## What to work on
Without the pictures, write out all the lines below exactly as they appear.

## Dataset section

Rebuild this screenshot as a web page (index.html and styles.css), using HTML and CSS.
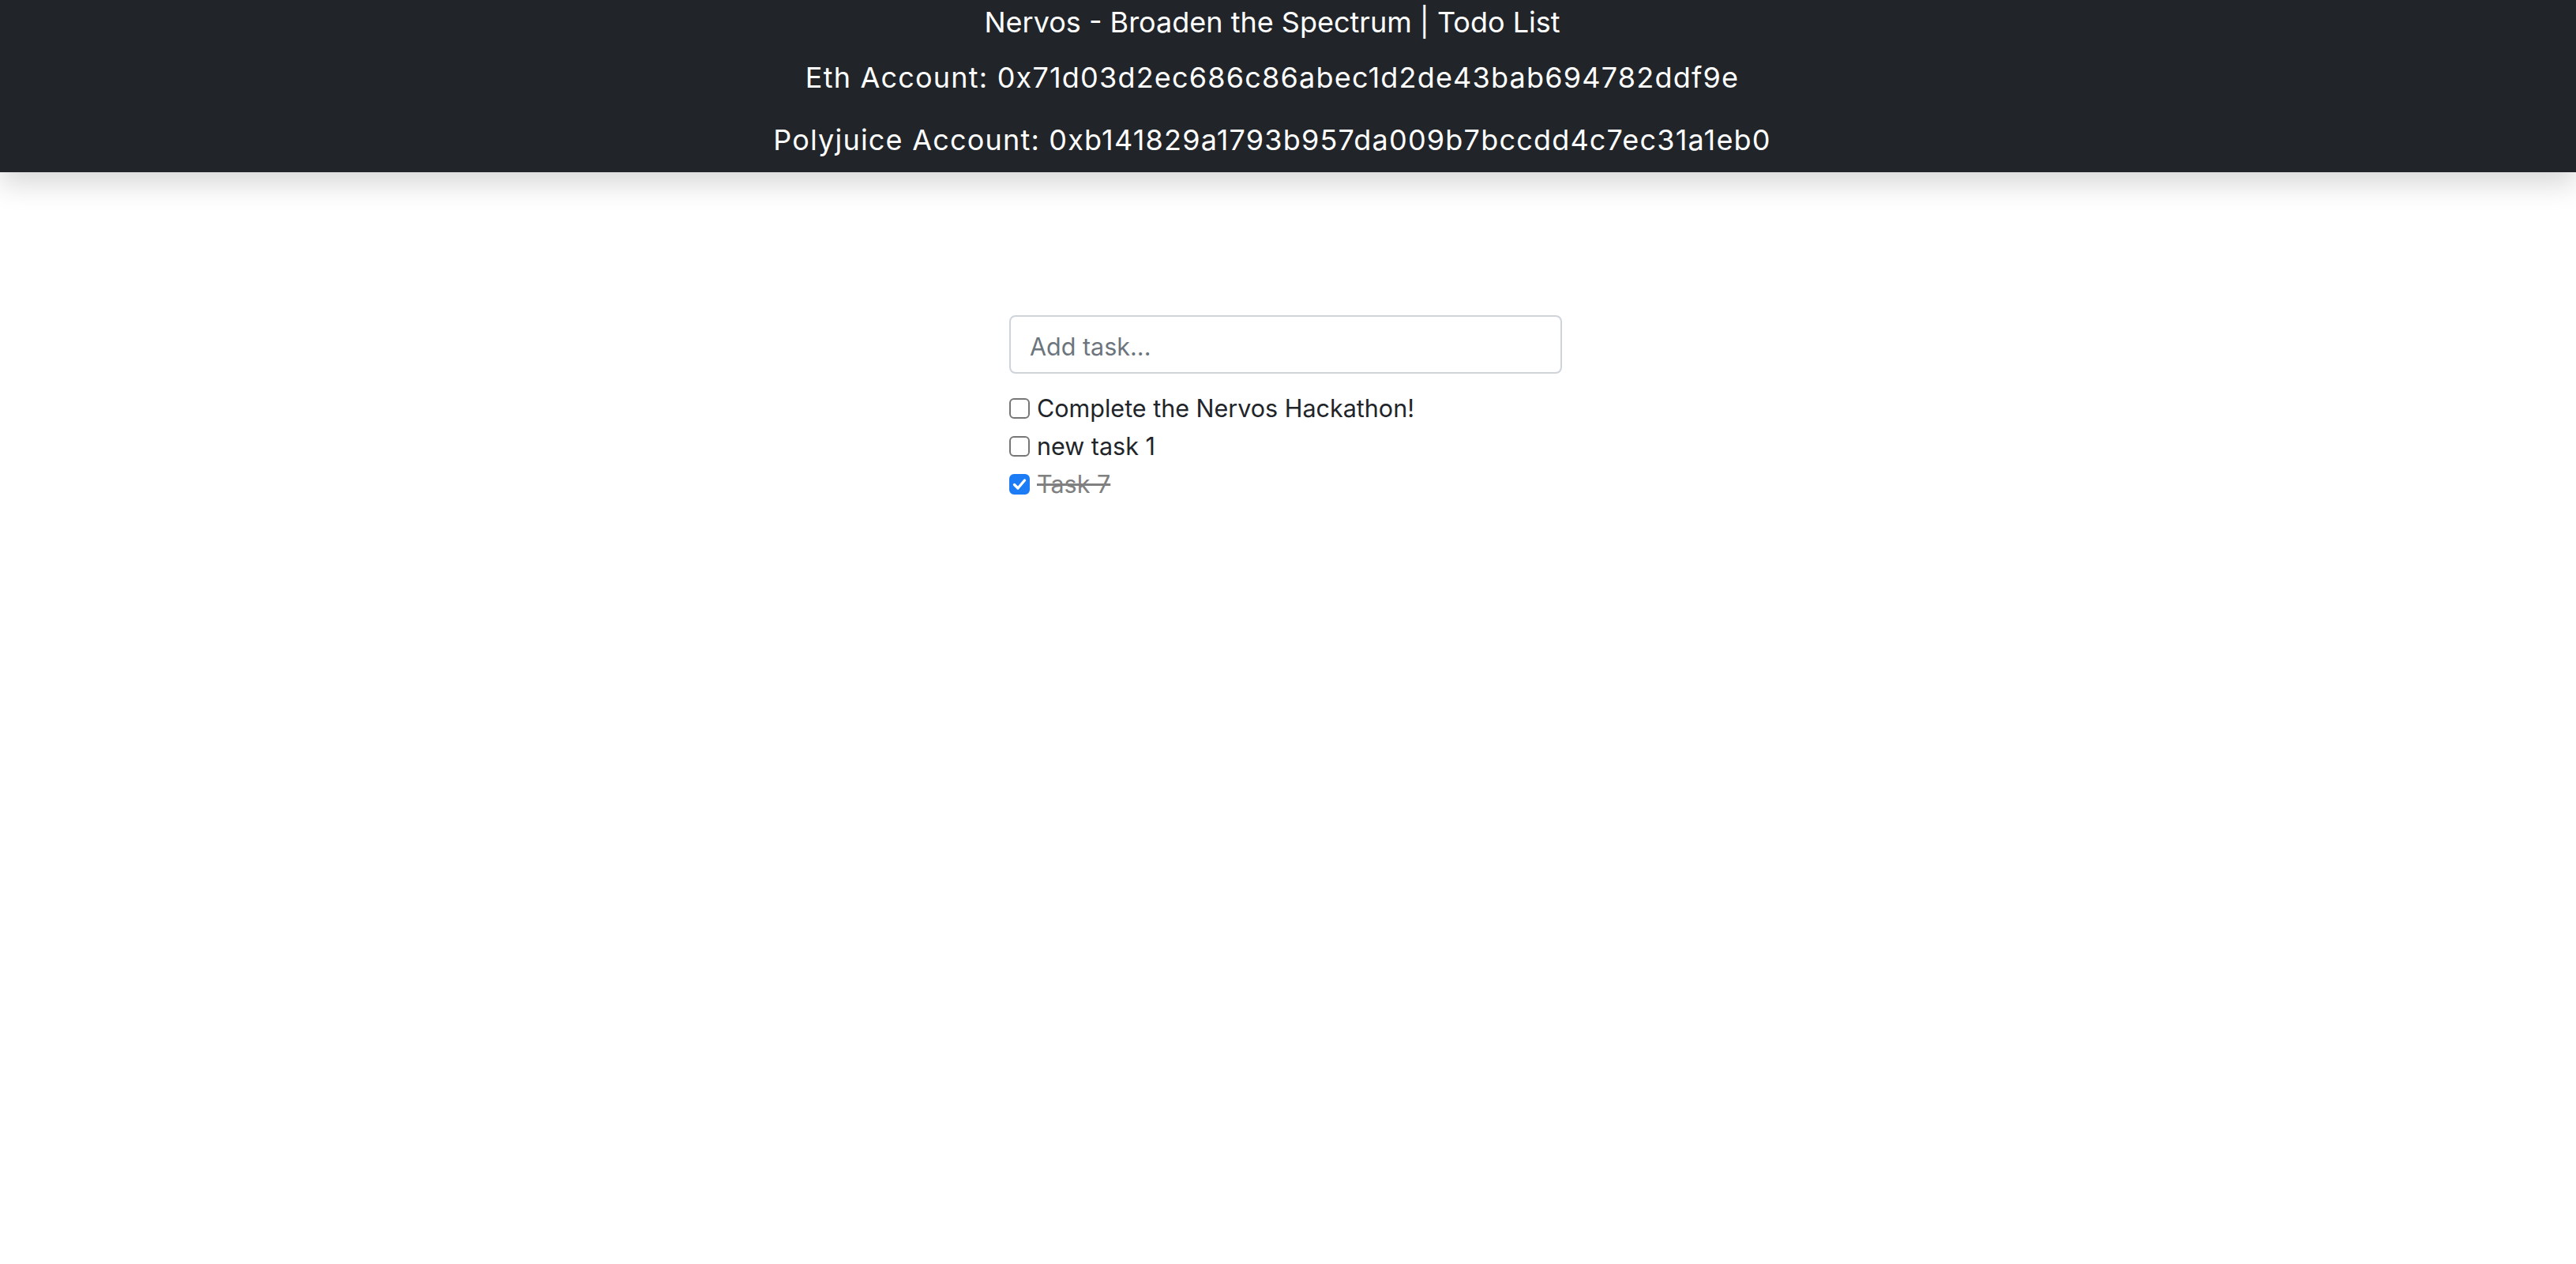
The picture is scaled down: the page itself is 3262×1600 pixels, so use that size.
FILE: index.html
```html
<!DOCTYPE html>
<html lang="en">
<head>
<meta charset="utf-8">
<title>Nervos Todo List</title>
<link rel="stylesheet" href="styles.css">
</head>
<body>
<header class="topbar">
  <div class="title">Nervos - Broaden the Spectrum | Todo List</div>
  <div class="account account-eth">Eth Account: 0x71d03d2ec686c86abec1d2de43bab694782ddf9e</div>
  <div class="account account-poly">Polyjuice Account: 0xb141829a1793b957da009b7bccdd4c7ec31a1eb0</div>
</header>
<main class="todo">
  <input class="task-input" type="text" placeholder="Add task...">
  <ul class="tasks">
    <li class="task"><span class="box"></span><span class="label">Complete the Nervos Hackathon!</span></li>
    <li class="task"><span class="box"></span><span class="label">new task 1</span></li>
    <li class="task done"><span class="box checked"><svg viewBox="0 0 26 26" width="26" height="26"><path d="M6.5 13.5 L11 18 L19.5 8" fill="none" stroke="#fff" stroke-width="3.4" stroke-linecap="round" stroke-linejoin="round"/></svg></span><span class="label">Task 7</span></li>
  </ul>
</main>
</body>
</html>
```
FILE: styles.css
```css
html, body {
  margin: 0;
  padding: 0;
  background: #fff;
}
body {
  font-family: Inter, "Noto Sans", "Liberation Sans", sans-serif;
  color: #212529;
  font-size: 30.5px;
  line-height: 1.5;
}
.topbar {
  background: #212529;
  color: #fff;
  text-align: center;
  padding: 0 40px 17px 0;
  box-shadow: 0 16px 32px rgba(0, 0, 0, 0.15);
}
.title {
  font-size: 36px;
  line-height: 56px;
}
.account {
  font-size: 36px;
  line-height: 48px;
  letter-spacing: 1.2px;
}
.account-eth {
  margin-top: 18px;
}
.account-poly {
  margin-top: 31px;
}
.todo {
  box-sizing: border-box;
  width: 706px;
  padding-right: 6px;
  margin: 181px auto 0;
}
.task-input {
  display: block;
  box-sizing: border-box;
  width: 100%;
  height: 74px;
  padding: 4px 24px 0;
  border: 2px solid #ced4da;
  border-radius: 8px;
  font-family: inherit;
  font-size: 30.5px;
  color: #495057;
  outline: none;
}
.task-input::placeholder {
  color: #6c757d;
}
.tasks {
  list-style: none;
  margin: 20px 0 0;
  padding: 0;
}
.task {
  display: flex;
  align-items: center;
  height: 48px;
}
.box {
  box-sizing: border-box;
  width: 26px;
  height: 26px;
  border: 2px solid #767676;
  border-radius: 6px;
  margin-right: 9px;
  flex: none;
  display: flex;
}
.box.checked {
  background: #1b7cf6;
  border-color: #1b7cf6;
}
.box.checked svg {
  margin: -2px;
}
.done .label {
  color: #808080;
  text-decoration: line-through;
}
```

## Finished task
Rebuild this screenshot as a web page (index.html and styles.css), using HTML and CSS.
The picture is scaled down: the page itself is 3262×1600 pixels, so use that size.
FILE: index.html
```html
<!DOCTYPE html>
<html lang="en">
<head>
<meta charset="utf-8">
<title>Nervos Todo List</title>
<link rel="stylesheet" href="styles.css">
</head>
<body>
<header class="topbar">
  <div class="title">Nervos - Broaden the Spectrum | Todo List</div>
  <div class="account account-eth">Eth Account: 0x71d03d2ec686c86abec1d2de43bab694782ddf9e</div>
  <div class="account account-poly">Polyjuice Account: 0xb141829a1793b957da009b7bccdd4c7ec31a1eb0</div>
</header>
<main class="todo">
  <input class="task-input" type="text" placeholder="Add task...">
  <ul class="tasks">
    <li class="task"><span class="box"></span><span class="label">Complete the Nervos Hackathon!</span></li>
    <li class="task"><span class="box"></span><span class="label">new task 1</span></li>
    <li class="task done"><span class="box checked"><svg viewBox="0 0 26 26" width="26" height="26"><path d="M6.5 13.5 L11 18 L19.5 8" fill="none" stroke="#fff" stroke-width="3.4" stroke-linecap="round" stroke-linejoin="round"/></svg></span><span class="label">Task 7</span></li>
  </ul>
</main>
</body>
</html>
```
FILE: styles.css
```css
html, body {
  margin: 0;
  padding: 0;
  background: #fff;
}
body {
  font-family: Inter, "Noto Sans", "Liberation Sans", sans-serif;
  color: #212529;
  font-size: 30.5px;
  line-height: 1.5;
}
.topbar {
  background: #212529;
  color: #fff;
  text-align: center;
  padding: 0 40px 17px 0;
  box-shadow: 0 16px 32px rgba(0, 0, 0, 0.15);
}
.title {
  font-size: 36px;
  line-height: 56px;
}
.account {
  font-size: 36px;
  line-height: 48px;
  letter-spacing: 1.2px;
}
.account-eth {
  margin-top: 18px;
}
.account-poly {
  margin-top: 31px;
}
.todo {
  box-sizing: border-box;
  width: 706px;
  padding-right: 6px;
  margin: 181px auto 0;
}
.task-input {
  display: block;
  box-sizing: border-box;
  width: 100%;
  height: 74px;
  padding: 4px 24px 0;
  border: 2px solid #ced4da;
  border-radius: 8px;
  font-family: inherit;
  font-size: 30.5px;
  color: #495057;
  outline: none;
}
.task-input::placeholder {
  color: #6c757d;
}
.tasks {
  list-style: none;
  margin: 20px 0 0;
  padding: 0;
}
.task {
  display: flex;
  align-items: center;
  height: 48px;
}
.box {
  box-sizing: border-box;
  width: 26px;
  height: 26px;
  border: 2px solid #767676;
  border-radius: 6px;
  margin-right: 9px;
  flex: none;
  display: flex;
}
.box.checked {
  background: #1b7cf6;
  border-color: #1b7cf6;
}
.box.checked svg {
  margin: -2px;
}
.done .label {
  color: #808080;
  text-decoration: line-through;
}
```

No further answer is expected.